W czwartek opozycja ogłosiła porozumienie ws. powołania komisji śledczej zajmującej się podsłuchami. „Postawiłem jasne warunki powstania tej komisji” – powiedział na antenie Polsat News Paweł Kukiz. Wyjaśnił, że 50 procent członków ma być z opozycji. Dodał, że opozycja początkowo chciała mieć większość.
Poseł przyznał, że wcześniej rozmawiał na ten temat z prezesem PiS. „Rozmawiałem raz z panem prezesem o tej komisji. Nie było szczególnego zachwytu ani sprzeciwu” – stwierdził Kukiz. Przyznał, że Kaczyński stwierdził, że jeśli ma być komisja, to musi też zbadać też rządy drugiej strony.
Czytaj także: Komisja śledcza ws. Pegasusa jednak powstanie? Kukiz dogadał się z opozycją
Zaznaczył, że komisja ma wyjaśnić, czy podsłuchiwani byli zwykli ludzie, a nie tylko politycy. „Zwykłych, niezwykłych. Chodzi o dziennikarzy, urzędników” – wyliczał Kukiz.
Dodał, że oczekuje, aby PiS skierował jego wniosek o komisję pod głosowanie w ciągu miesiąca. Kukiz ostrzegł, że w przeciwnym razie „zweryfikuje swoją umowę z PiS”.
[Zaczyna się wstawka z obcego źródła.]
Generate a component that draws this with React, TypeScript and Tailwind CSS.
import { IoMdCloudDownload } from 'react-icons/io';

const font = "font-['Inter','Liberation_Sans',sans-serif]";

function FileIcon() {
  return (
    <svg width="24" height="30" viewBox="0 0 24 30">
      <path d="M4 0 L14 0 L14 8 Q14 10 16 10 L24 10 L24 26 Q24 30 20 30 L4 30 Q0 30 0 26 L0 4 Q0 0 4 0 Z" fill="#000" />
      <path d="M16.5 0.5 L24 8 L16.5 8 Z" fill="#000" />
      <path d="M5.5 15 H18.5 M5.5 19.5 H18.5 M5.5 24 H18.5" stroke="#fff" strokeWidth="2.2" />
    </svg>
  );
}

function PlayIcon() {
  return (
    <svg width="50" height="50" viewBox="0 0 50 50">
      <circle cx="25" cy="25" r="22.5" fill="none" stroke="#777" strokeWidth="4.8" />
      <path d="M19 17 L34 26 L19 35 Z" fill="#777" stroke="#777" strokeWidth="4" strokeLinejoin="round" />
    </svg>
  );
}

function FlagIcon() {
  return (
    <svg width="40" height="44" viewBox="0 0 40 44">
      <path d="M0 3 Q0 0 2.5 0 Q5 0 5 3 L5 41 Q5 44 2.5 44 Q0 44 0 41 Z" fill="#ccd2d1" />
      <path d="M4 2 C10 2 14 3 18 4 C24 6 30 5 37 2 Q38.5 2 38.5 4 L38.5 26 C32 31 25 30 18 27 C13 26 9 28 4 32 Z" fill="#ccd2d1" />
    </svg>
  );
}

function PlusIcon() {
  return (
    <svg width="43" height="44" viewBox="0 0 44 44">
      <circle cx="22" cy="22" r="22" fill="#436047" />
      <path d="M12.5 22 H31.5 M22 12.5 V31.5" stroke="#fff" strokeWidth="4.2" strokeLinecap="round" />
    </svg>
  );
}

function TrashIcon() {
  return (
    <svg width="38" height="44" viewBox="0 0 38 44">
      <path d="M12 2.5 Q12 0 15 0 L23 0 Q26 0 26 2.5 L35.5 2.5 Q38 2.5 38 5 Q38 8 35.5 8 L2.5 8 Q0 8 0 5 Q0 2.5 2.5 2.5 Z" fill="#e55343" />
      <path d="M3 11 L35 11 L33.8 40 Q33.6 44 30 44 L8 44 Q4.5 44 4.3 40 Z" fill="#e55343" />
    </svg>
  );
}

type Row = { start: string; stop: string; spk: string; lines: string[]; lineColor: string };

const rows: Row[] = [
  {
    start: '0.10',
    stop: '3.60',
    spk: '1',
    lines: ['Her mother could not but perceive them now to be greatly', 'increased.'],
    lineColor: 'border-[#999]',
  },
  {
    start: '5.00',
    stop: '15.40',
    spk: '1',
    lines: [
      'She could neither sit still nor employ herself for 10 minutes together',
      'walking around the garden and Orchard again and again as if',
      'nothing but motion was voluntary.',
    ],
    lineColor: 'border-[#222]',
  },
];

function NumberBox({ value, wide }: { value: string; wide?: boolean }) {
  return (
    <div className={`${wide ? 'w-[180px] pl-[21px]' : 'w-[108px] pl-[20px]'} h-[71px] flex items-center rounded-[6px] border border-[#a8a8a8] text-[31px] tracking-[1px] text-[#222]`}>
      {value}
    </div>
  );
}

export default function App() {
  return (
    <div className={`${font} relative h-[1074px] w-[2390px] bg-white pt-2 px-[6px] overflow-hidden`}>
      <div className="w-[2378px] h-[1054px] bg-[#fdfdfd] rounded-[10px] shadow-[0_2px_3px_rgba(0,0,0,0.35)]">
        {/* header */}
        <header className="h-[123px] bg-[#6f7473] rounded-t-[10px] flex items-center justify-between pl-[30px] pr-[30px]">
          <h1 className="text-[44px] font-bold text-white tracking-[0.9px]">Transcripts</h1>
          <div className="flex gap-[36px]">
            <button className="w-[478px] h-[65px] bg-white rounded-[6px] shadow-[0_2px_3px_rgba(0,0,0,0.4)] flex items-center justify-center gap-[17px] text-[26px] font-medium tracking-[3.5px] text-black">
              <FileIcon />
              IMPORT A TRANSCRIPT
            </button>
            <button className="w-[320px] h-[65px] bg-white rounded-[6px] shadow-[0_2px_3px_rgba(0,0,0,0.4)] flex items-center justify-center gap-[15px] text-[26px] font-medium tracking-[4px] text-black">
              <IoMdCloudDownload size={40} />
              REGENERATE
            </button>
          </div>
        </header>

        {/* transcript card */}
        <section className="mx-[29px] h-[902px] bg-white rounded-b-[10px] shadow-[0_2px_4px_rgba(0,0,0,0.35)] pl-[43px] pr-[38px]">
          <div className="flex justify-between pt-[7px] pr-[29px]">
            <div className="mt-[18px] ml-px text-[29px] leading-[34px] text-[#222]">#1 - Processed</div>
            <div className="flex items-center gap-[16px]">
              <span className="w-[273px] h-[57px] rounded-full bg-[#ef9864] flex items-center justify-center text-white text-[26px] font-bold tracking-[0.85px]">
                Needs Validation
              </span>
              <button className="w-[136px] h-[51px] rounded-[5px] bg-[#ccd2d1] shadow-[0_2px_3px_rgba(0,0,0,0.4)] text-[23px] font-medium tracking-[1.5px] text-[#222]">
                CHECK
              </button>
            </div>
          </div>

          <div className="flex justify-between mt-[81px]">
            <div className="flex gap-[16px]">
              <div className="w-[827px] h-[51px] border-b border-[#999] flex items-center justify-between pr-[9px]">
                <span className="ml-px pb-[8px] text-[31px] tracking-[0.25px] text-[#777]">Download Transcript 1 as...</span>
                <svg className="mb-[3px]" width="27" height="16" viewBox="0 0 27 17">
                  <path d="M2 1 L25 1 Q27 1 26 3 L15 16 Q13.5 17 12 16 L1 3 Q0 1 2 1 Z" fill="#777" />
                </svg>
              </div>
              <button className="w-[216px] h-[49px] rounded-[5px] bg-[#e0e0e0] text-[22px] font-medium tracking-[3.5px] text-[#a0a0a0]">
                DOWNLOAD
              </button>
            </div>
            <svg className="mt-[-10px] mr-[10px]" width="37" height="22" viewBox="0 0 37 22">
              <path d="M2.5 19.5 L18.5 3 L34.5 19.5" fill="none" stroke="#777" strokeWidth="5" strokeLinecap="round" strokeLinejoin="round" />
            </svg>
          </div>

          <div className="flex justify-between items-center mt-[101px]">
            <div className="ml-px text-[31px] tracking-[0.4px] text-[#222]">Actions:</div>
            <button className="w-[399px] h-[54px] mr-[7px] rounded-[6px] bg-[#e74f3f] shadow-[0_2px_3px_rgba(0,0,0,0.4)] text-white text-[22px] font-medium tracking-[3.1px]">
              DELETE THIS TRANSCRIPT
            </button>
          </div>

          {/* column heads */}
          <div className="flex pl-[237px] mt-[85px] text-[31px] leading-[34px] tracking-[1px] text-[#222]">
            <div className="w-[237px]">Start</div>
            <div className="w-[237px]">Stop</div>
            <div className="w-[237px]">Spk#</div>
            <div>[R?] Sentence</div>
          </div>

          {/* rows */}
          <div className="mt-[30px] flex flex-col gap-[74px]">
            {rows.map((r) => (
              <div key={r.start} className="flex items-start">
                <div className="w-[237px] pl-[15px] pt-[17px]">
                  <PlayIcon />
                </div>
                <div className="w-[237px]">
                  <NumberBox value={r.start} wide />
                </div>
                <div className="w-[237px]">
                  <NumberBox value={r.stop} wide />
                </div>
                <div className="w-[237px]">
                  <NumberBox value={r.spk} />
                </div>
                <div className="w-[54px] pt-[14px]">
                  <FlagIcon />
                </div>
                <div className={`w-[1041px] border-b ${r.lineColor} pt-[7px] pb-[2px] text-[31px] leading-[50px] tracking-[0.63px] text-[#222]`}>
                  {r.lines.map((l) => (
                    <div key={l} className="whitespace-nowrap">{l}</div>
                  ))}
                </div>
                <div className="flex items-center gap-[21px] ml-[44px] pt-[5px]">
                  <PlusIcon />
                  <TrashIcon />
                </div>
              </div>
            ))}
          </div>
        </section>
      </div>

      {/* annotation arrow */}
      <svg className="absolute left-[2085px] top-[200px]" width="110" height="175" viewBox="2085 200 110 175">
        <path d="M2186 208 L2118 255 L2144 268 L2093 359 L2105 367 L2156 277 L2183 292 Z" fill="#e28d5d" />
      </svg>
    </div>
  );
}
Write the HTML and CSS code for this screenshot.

Kukiz przyznał, że zdaje sobie sprawę z ogromu pracy w komisji do podsłuchów. „Ja chcę czuwać nad tym, żeby ta komisja nie zamieniła się w talk-show. Jestem przekonany, że ogrom tych posiedzeń będzie niejawny. Jedno, co jest pewne, to sporo spraw będzie utajnionych” – powiedział.